Он зарылся лицом в ее волосы, и прерывистое дыхание дразнило ее кожу.
— Кир’ани ви’кейши…
Закрыв глаза, она прижалась щекой к его груди и запустила пальцы в волосы, баюкая его голову. У Ахмьи не было слов, чтобы смягчить боль, потерю и одиночество, которые он испытывал, поэтому вместо этого она позволила ему почувствовать себя. Своими объятиями дать ему понять, что он не один, что она здесь, рядом с ним, что она понимает и сопереживает.
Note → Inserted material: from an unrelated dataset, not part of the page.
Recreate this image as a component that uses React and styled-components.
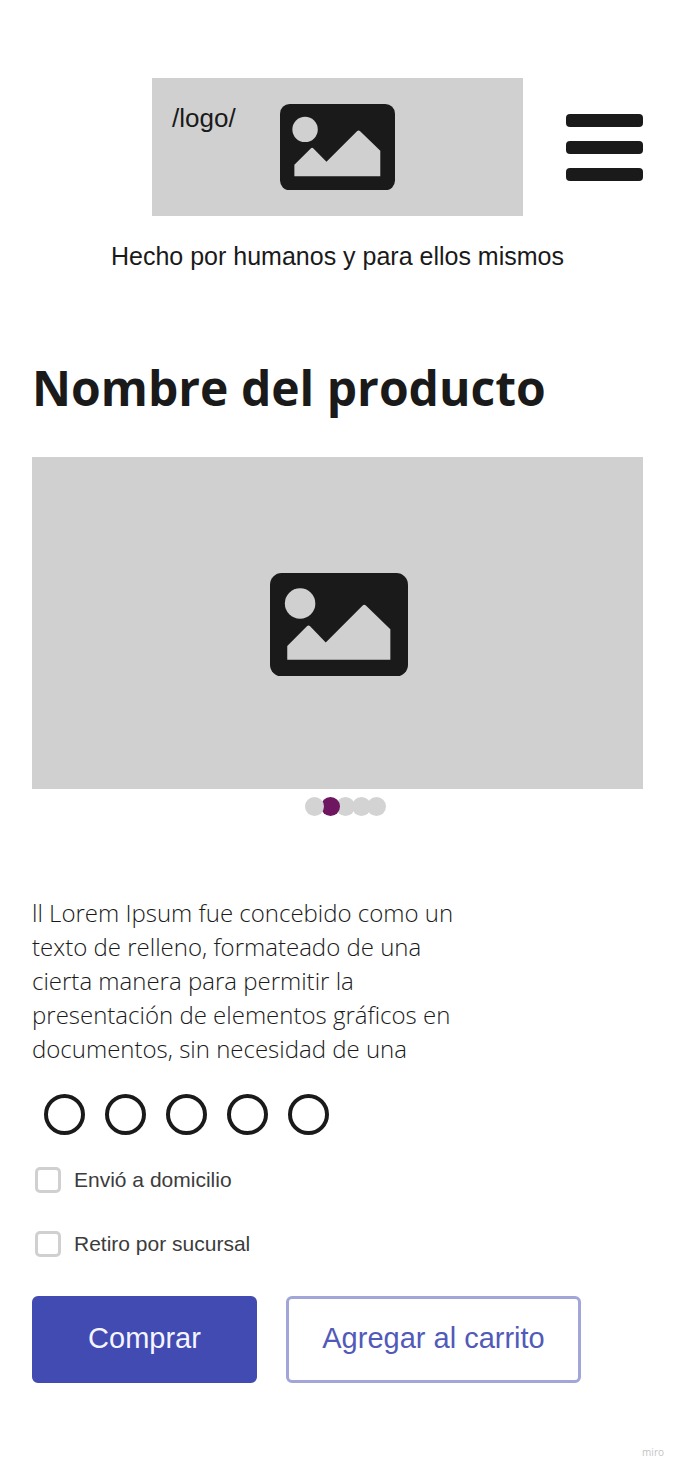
import React, { useState } from "react";
import styled, { createGlobalStyle } from "styled-components";

const GlobalStyle = createGlobalStyle`
  *, *::before, *::after { box-sizing: border-box; }
  body {
    margin: 0;
    background: #ffffff;
    color: #1a1a1a;
    font-family: "Liberation Sans", Arial, sans-serif;
  }
  h1, p, fieldset { margin: 0; padding: 0; border: 0; min-width: 0; }
  button, input { margin: 0; font-family: inherit; }
`;

const Page = styled.div`
  padding: 78px 36px 0 32px;
`;

const Header = styled.header`
  display: grid;
  grid-template-columns: 1fr minmax(0, 371px) 1fr;
  align-items: center;
`;

const Logo = styled.a`
  grid-column: 2;
  display: grid;
  grid-template-columns: 1fr auto 1fr;
  align-items: center;
  height: 138px;
  background: #d0d0d0;
  color: inherit;
  text-decoration: none;
`;

const LogoText = styled.span`
  align-self: start;
  padding: 25px 0 0 20px;
  font-size: 26px;
  line-height: 30px;
`;

const MenuButton = styled.button`
  justify-self: end;
  display: flex;
  flex-direction: column;
  gap: 14px;
  width: 77px;
  padding: 0;
  border: 0;
  background: none;
  cursor: pointer;
`;

const MenuBar = styled.span`
  height: 13px;
  border-radius: 4px;
  background: #1a1a1a;
`;

const Tagline = styled.p`
  margin-top: 25px;
  font-size: 25px;
  line-height: 30px;
  text-align: center;
`;

const Title = styled.h1`
  margin-top: 84px;
  font-family: "Open Sans", sans-serif;
  font-size: 48px;
  font-weight: 700;
  line-height: 66px;
`;

const Gallery = styled.section`
  margin-top: 36px;
`;

const Slide = styled.div`
  display: flex;
  align-items: center;
  justify-content: center;
  aspect-ratio: 611 / 332;
  padding: 3px 0 0 2px;
  background: #d0d0d0;
`;

const Picture = styled.svg`
  display: block;
  width: ${({ $width }) => $width}px;
  height: auto;
`;

const Dots = styled.div`
  display: grid;
  grid-template-columns: repeat(5, minmax(0, 1fr));
  width: 91px;
  margin: 8px auto 0;
  padding-left: 13px;
`;

const Dot = styled.button`
  position: relative;
  z-index: ${({ $layer }) => $layer};
  width: 19px;
  height: 19px;
  padding: 0;
  border: 0;
  border-radius: 50%;
  background: ${({ $active }) => ($active ? "#6f1660" : "#d3d3d3")};
  cursor: pointer;
`;

const Description = styled.p`
  max-width: 440px;
  margin-top: 80px;
  font-family: "Open Sans", sans-serif;
  font-size: 24px;
  font-weight: 340;
  line-height: 34px;
`;

const Rating = styled.fieldset`
  display: flex;
  gap: 20px;
  margin-top: 28px;
  padding-left: 12px;
`;

const RatingOption = styled.input`
  appearance: none;
  width: 41px;
  height: 41px;
  border: 4px solid #1a1a1a;
  border-radius: 50%;
  cursor: pointer;
  &:checked { background: #d0d0d0; }
`;

const Delivery = styled.fieldset`
  display: flex;
  flex-direction: column;
  gap: 38px;
  margin-top: 32px;
  padding-left: 3px;
`;

const Option = styled.label`
  display: flex;
  align-items: center;
  gap: 13px;
  color: #3c3c3c;
  font-size: 21px;
  line-height: 26px;
  cursor: pointer;
`;

const Checkbox = styled.input`
  appearance: none;
  width: 26px;
  height: 26px;
  border: 3px solid #d0d0d0;
  border-radius: 5px;
  cursor: pointer;
  &:checked { background: #424bb2; }
`;

const Actions = styled.div`
  display: flex;
  gap: 29px;
  margin-top: 39px;
`;

const Action = styled.button`
  flex: 0 1 ${({ $width }) => $width}px;
  height: 87px;
  padding: 0 0 4px;
  border: 3px solid ${({ $primary }) => ($primary ? "#424bb2" : "#a1a5d8")};
  border-radius: 6px;
  background: ${({ $primary }) => ($primary ? "#424bb2" : "#ffffff")};
  color: ${({ $primary }) => ($primary ? "#f4f5ff" : "#525ab9")};
  font-size: 29px;
  line-height: 34px;
  cursor: pointer;
`;

const Footer = styled.footer`
  padding: 61px 15px 11px 0;
  color: #c4c4c8;
  font-family: "Open Sans", sans-serif;
  font-size: 10px;
  line-height: 16px;
  text-align: right;
`;

const PictureIcon = ({ width }) => (
  <Picture $width={width} viewBox="0 0 344 258" aria-hidden="true">
    <rect width="344" height="258" rx="29" fill="#1a1a1a" />
    <circle cx="75" cy="76" r="38" fill="#d0d0d0" />
    <path
      d="M43 216V182L92 133Q96 129 100 133L139 173L231 81Q235 77 239 81L300 140V216Z"
      fill="#d0d0d0"
    />
  </Picture>
);

const slides = [0, 1, 2, 3, 4];
const stars = [1, 2, 3, 4, 5];
const deliveryOptions = ["Envió a domicilio", "Retiro por sucursal"];

export default function App() {
  const [slide, setSlide] = useState(1);

  return (
    <>
      <GlobalStyle />
      <Page>
        <Header>
          <Logo href="#">
            <LogoText>/logo/</LogoText>
            <PictureIcon width={115} />
          </Logo>
          <MenuButton type="button" aria-label="Menú">
            <MenuBar />
            <MenuBar />
            <MenuBar />
          </MenuButton>
        </Header>
        <Tagline>Hecho por humanos y para ellos mismos</Tagline>
        <main>
          <Title>Nombre del producto</Title>
          <Gallery aria-label="Imágenes">
            <Slide>
              <PictureIcon width={138} />
            </Slide>
            <Dots>
              {slides.map((n) => (
                <Dot
                  key={n}
                  type="button"
                  aria-label={`Imagen ${n + 1}`}
                  $active={n === slide}
                  $layer={n === 0 ? 2 : n === slide ? 1 : 0}
                  onClick={() => setSlide(n)}
                />
              ))}
            </Dots>
          </Gallery>
          <Description>
            ll Lorem Ipsum fue concebido como un texto de relleno, formateado de
            una cierta manera para permitir la presentación de elementos
            gráficos en documentos, sin necesidad de una
          </Description>
          <Rating aria-label="Calificación">
            {stars.map((n) => (
              <RatingOption
                key={n}
                type="radio"
                name="rating"
                value={n}
                aria-label={`${n} de 5`}
              />
            ))}
          </Rating>
          <Delivery aria-label="Entrega">
            {deliveryOptions.map((label) => (
              <Option key={label}>
                <Checkbox type="checkbox" />
                {label}
              </Option>
            ))}
          </Delivery>
          <Actions>
            <Action type="button" $primary $width={225}>
              Comprar
            </Action>
            <Action type="button" $width={295}>
              Agregar al carrito
            </Action>
          </Actions>
        </main>
      </Page>
      <Footer>miro</Footer>
    </>
  );
}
Что он ей небезразличен.
Она не была уверена, как долго они так обнимали друг друга, знала только, что это казалось правильным, несмотря на обстоятельства, и что прошло совсем немного времени, когда Рекош наконец поднял голову. Но он лишь слегка отстранился, убедившись, что их руки остаются на месте.
Ахмья подняла на него глаза, и Рекош посмотрел на нее сверху вниз.
Он издал тихую трель и убрал одну из верхних рук. Тыльной стороной пальцев он провел по ее щеке, вызывая покалывание на коже.
— Я проклинал судьбу за боль и печаль, которые она мне подарила. Но даже когда все звезды ночного неба пылали между нами, наши нити пересеклись. Я мог бы быть благодарен, но судьба сделала все, что могла, чтобы разлучить нас. Я всегда ткал свой собственный шелк, свои собственные слова, и теперь я также буду ткать свою собственную судьбу — чтобы убедиться, что она навсегда сплетена с твоей.
У Ахмьи перехватило дыхание, и она переводила взгляд между его глазами. Эти слова не были сказаны легко, не были предназначены для простого утешения. Они были чем-то большим. Намного, намного большим.
— Рекош…
— Я должен кое-что дать тебе, Ахмья, — нижние руки опустили ее ноги вниз, и он поставил ее перед собой, прежде чем отодвинутся. Он поднял с земли сумку, открыл ее и сунул руку внутрь.
Его рука появилась, сжимая тот самый кожаный сверток, который она разглядела, раскладывая его вещи для просушки.
Она вспомнила, что он сказал в то утро, когда пришел к ее дому с чем-то в руках.
Ахмья, я должен поделиться с тобой несколькими словами.
Слова из моих сердец, кир’ани ви’кейши…
Ее сердце бешено заколотилось, и она прижала ладонь к груди.
Рекош положил сумку на землю и переставил передние ноги, опустив правую на колено и вытянув левую. Их взгляды встретились.
— Ты моя пара, Ахмья. Я почувствовал это сердцами, когда впервые увидел тебя, — он переложил сверток в верхние руки, склонил голову и протянул ей подношение на раскрытых ладонях. — Будь моей, нить моего сердца, и прими меня как своего.